= Short problem =
Extract every line that contains the string "produces".

= Materials provided =
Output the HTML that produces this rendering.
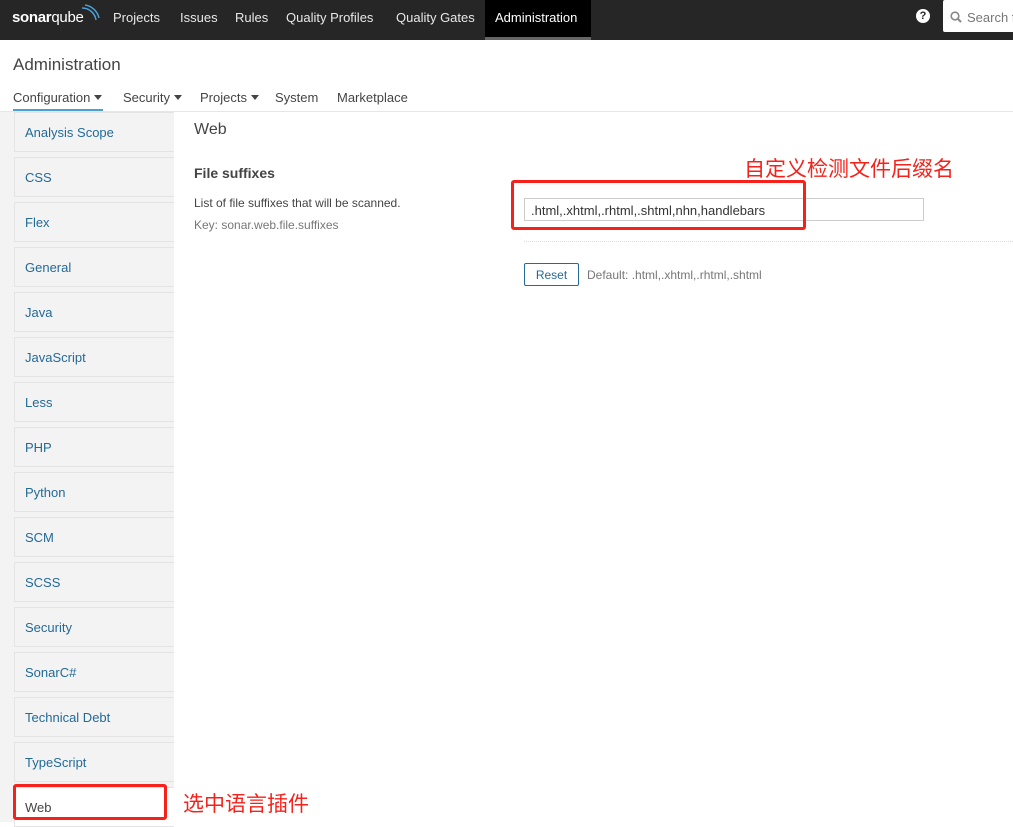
<!DOCTYPE html>
<html><head><meta charset="utf-8"><style>
*{box-sizing:border-box;margin:0;padding:0}
body{width:1013px;height:822px;overflow:hidden;background:#fff;font-family:"Liberation Sans","Noto Sans CJK SC",sans-serif;font-size:13px;color:#444;position:relative}
.top{position:absolute;left:0;top:0;width:1013px;height:40px;background:#262626}
.top .logo{position:absolute;left:12px;top:9px;color:#fff;font-size:15px;letter-spacing:-0.3px}
.top .n{position:absolute;top:10px;color:#e8e8e8;font-size:13px}
.top .act{position:absolute;left:485px;top:0;width:106px;height:40px;background:#000;border-bottom:3px solid #666}
.srch{position:absolute;left:943px;top:0;width:80px;height:32px;background:#fff;border-radius:2px}
.srch span{position:absolute;left:24px;top:10px;color:#777;font-size:13px}
.a{position:absolute;white-space:nowrap}
.side{position:absolute;left:0;top:112px;width:174px;height:710px;background:#f3f3f3}
.it{position:absolute;left:14px;width:160px;height:40px;background:#f3f3f3;border:1px solid #e4e4e4;border-right:none;color:#236a97;padding:12px 10px;font-size:13px}
.red{position:absolute;border:3px solid #f5211a;border-radius:3px}
.tri{display:inline-block;width:0;height:0;border-left:4px solid transparent;border-right:4px solid transparent;border-top:5px solid #444;margin-left:4px;vertical-align:2px}
</style></head><body>
<div class="top">
<div class="logo"><b>sonar</b>qube<svg style="position:absolute;left:68px;top:-5px" width="20" height="18"><path d="M2 4 A14 14 0 0 1 16 16 M5 1 A17 17 0 0 1 19 14" stroke="#4b9fd5" stroke-width="1.5" fill="none"/></svg></div>
<div class="act"></div>
<span class="n" style="left:113px">Projects</span>
<span class="n" style="left:180px">Issues</span>
<span class="n" style="left:235px">Rules</span>
<span class="n" style="left:286px">Quality Profiles</span>
<span class="n" style="left:396px">Quality Gates</span>
<span class="n" style="left:495px;color:#fff">Administration</span>
<div style="position:absolute;left:916px;top:9px;width:14px;height:14px;border-radius:50%;background:#fff;color:#262626;font-size:11px;font-weight:bold;text-align:center;line-height:14px">?</div>
<div class="srch"><svg style="position:absolute;left:7px;top:11px" width="12" height="12"><circle cx="5" cy="5" r="3.8" stroke="#888" stroke-width="1.6" fill="none"/><path d="M8 8 L11 11" stroke="#888" stroke-width="2"/></svg><span>Search f</span></div>
</div>
<div class="a" style="left:13px;top:55px;font-size:17px;color:#444">Administration</div>
<div class="a" style="left:13px;top:90px;color:#444">Configuration<span class="tri"></span></div>
<div class="a" style="left:13px;top:109px;width:90px;height:3px;background:#4b9fd5"></div>
<div class="a" style="left:123px;top:90px">Security<span class="tri"></span></div>
<div class="a" style="left:200px;top:90px">Projects<span class="tri"></span></div>
<div class="a" style="left:275px;top:90px">System</div>
<div class="a" style="left:337px;top:90px">Marketplace</div>
<div class="a" style="left:0;top:111px;width:1013px;height:1px;background:#e6e6e6"></div>
<div class="side"></div>
<div class="it" style="top:112px">Analysis Scope</div>
<div class="it" style="top:157px">CSS</div>
<div class="it" style="top:202px">Flex</div>
<div class="it" style="top:247px">General</div>
<div class="it" style="top:292px">Java</div>
<div class="it" style="top:337px">JavaScript</div>
<div class="it" style="top:382px">Less</div>
<div class="it" style="top:427px">PHP</div>
<div class="it" style="top:472px">Python</div>
<div class="it" style="top:517px">SCM</div>
<div class="it" style="top:562px">SCSS</div>
<div class="it" style="top:607px">Security</div>
<div class="it" style="top:652px">SonarC#</div>
<div class="it" style="top:697px">Technical Debt</div>
<div class="it" style="top:742px">TypeScript</div>
<div class="it" style="top:787px;background:#fff;color:#444;height:40px">Web</div>
<div class="red" style="left:13px;top:784px;width:154px;height:36px"></div>
<div class="a" style="left:183px;top:788px;font-size:21px;color:#f5211a">选中语言插件</div>
<div class="a" style="left:194px;top:121px;font-size:16px">Web</div>
<div class="a" style="left:194px;top:165px;font-size:14px;font-weight:bold;color:#444">File suffixes</div>
<div class="a" style="left:194px;top:196px;font-size:12px">List of file suffixes that will be scanned.</div>
<div class="a" style="left:194px;top:218px;font-size:12px;color:#777">Key: sonar.web.file.suffixes</div>
<div class="a" style="left:744px;top:153px;font-size:21px;color:#f5211a">自定义检测文件后缀名</div>
<div class="a" style="left:524px;top:198px;width:400px;height:23px;border:1px solid #ccc;padding:4px 6px;font-size:13px;color:#333">.html,.xhtml,.rhtml,.shtml,nhn,handlebars</div>
<div class="red" style="left:511px;top:180px;width:295px;height:50px"></div>
<div class="a" style="left:524px;top:241px;width:489px;border-top:1px dotted #ddd"></div>
<div class="a" style="left:524px;top:263px;width:55px;height:23px;border:1px solid #236a97;border-radius:2px;text-align:center;line-height:22px;color:#236a97;font-size:12px">Reset</div>
<div class="a" style="left:587px;top:268px;font-size:12px;color:#777">Default: .html,.xhtml,.rhtml,.shtml</div>
</body></html>
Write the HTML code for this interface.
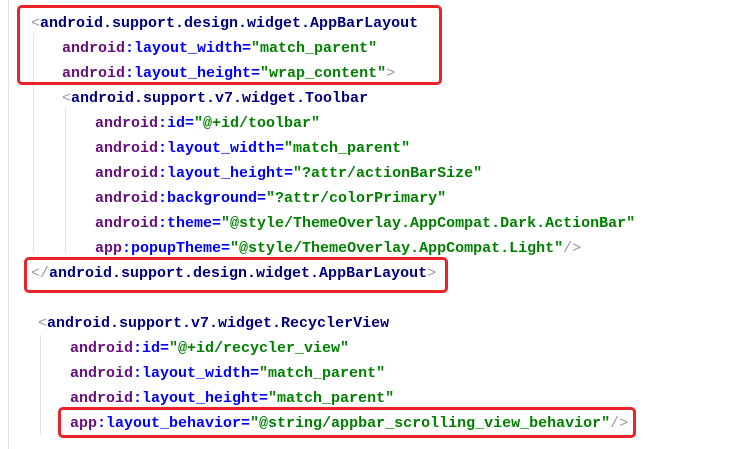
<!DOCTYPE html>
<html><head><meta charset="utf-8"><style>
html,body{margin:0;padding:0;background:#fff;}
body{width:744px;height:449px;position:relative;overflow:hidden;}
.l{position:absolute;white-space:pre;font-family:"Liberation Mono",monospace;font-weight:bold;font-size:15px;line-height:25px;height:25px;margin-top:3px}
.t{color:#000080}.n{color:#660e7a}.a{color:#0000ff}.v{color:#008000}.b{color:#999;font-weight:normal}
.g{position:absolute;width:1px;background:#e4e4e4}
.box{position:absolute;border:3px solid #e8232a;border-radius:5px;box-sizing:border-box}
</style></head><body>
<div class="g" style="left:8px;top:0;height:449px"></div>
<div class="g" style="left:33px;top:33px;height:220px"></div>
<div class="g" style="left:65px;top:108px;height:145px"></div>
<div class="g" style="left:40px;top:335px;height:100px"></div>

<div class="l" style="left:31px;top:8px"><span class="b">&lt;</span><span class="t">android.support.design.widget.AppBarLayout</span></div>
<div class="l" style="left:62px;top:33px"><span class="n">android</span><span class="a">:layout_width=</span><span class="v">″match_parent″</span></div>
<div class="l" style="left:62px;top:58px"><span class="n">android</span><span class="a">:layout_height=</span><span class="v">″wrap_content″</span><span class="b">&gt;</span></div>
<div class="l" style="left:62px;top:83px"><span class="b">&lt;</span><span class="t">android.support.v7.widget.Toolbar</span></div>
<div class="l" style="left:95px;top:108px"><span class="n">android</span><span class="a">:id=</span><span class="v">″@+id/toolbar″</span></div>
<div class="l" style="left:95px;top:133px"><span class="n">android</span><span class="a">:layout_width=</span><span class="v">″match_parent″</span></div>
<div class="l" style="left:95px;top:158px"><span class="n">android</span><span class="a">:layout_height=</span><span class="v">″?attr/actionBarSize″</span></div>
<div class="l" style="left:95px;top:183px"><span class="n">android</span><span class="a">:background=</span><span class="v">″?attr/colorPrimary″</span></div>
<div class="l" style="left:95px;top:208px"><span class="n">android</span><span class="a">:theme=</span><span class="v">″@style/ThemeOverlay.AppCompat.Dark.ActionBar″</span></div>
<div class="l" style="left:95px;top:233px"><span class="n">app</span><span class="a">:popupTheme=</span><span class="v">″@style/ThemeOverlay.AppCompat.Light″</span><span class="b">/&gt;</span></div>
<div class="l" style="left:31px;top:258px"><span class="b">&lt;/</span><span class="t">android.support.design.widget.AppBarLayout</span><span class="b">&gt;</span></div>

<div class="l" style="left:38px;top:308px"><span class="b">&lt;</span><span class="t">android.support.v7.widget.RecyclerView</span></div>
<div class="l" style="left:70px;top:333px"><span class="n">android</span><span class="a">:id=</span><span class="v">″@+id/recycler_view″</span></div>
<div class="l" style="left:70px;top:358px"><span class="n">android</span><span class="a">:layout_width=</span><span class="v">″match_parent″</span></div>
<div class="l" style="left:70px;top:383px"><span class="n">android</span><span class="a">:layout_height=</span><span class="v">″match_parent″</span></div>
<div class="l" style="left:70px;top:408px"><span class="n">app</span><span class="a">:layout_behavior=</span><span class="v">″@string/appbar_scrolling_view_behavior″</span><span class="b">/&gt;</span></div>

<div class="box" style="left:17px;top:5px;width:425px;height:80px"></div>
<div class="box" style="left:24px;top:257px;width:424px;height:36px"></div>
<div class="box" style="left:58px;top:407px;width:578px;height:31px"></div>
</body></html>
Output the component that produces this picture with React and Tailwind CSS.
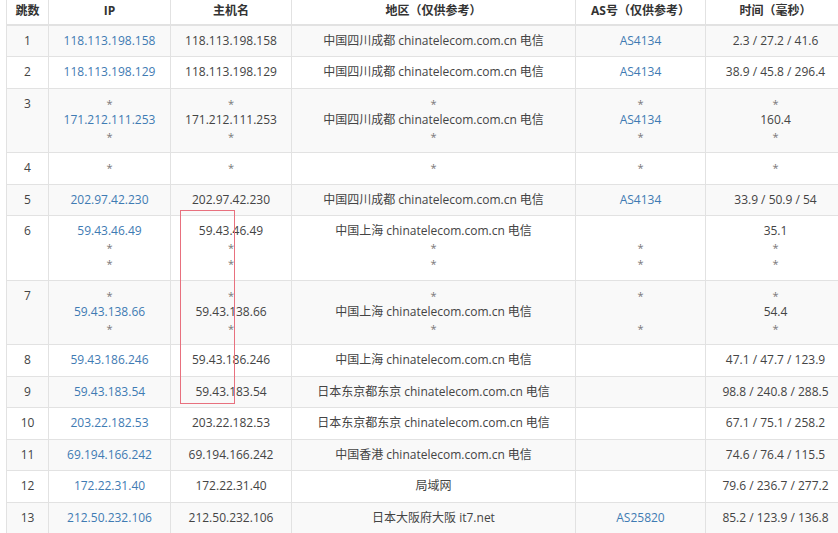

= Result of the exercise =
Output the HTML that produces this rendering.
Output the component that produces this picture with React and Tailwind CSS.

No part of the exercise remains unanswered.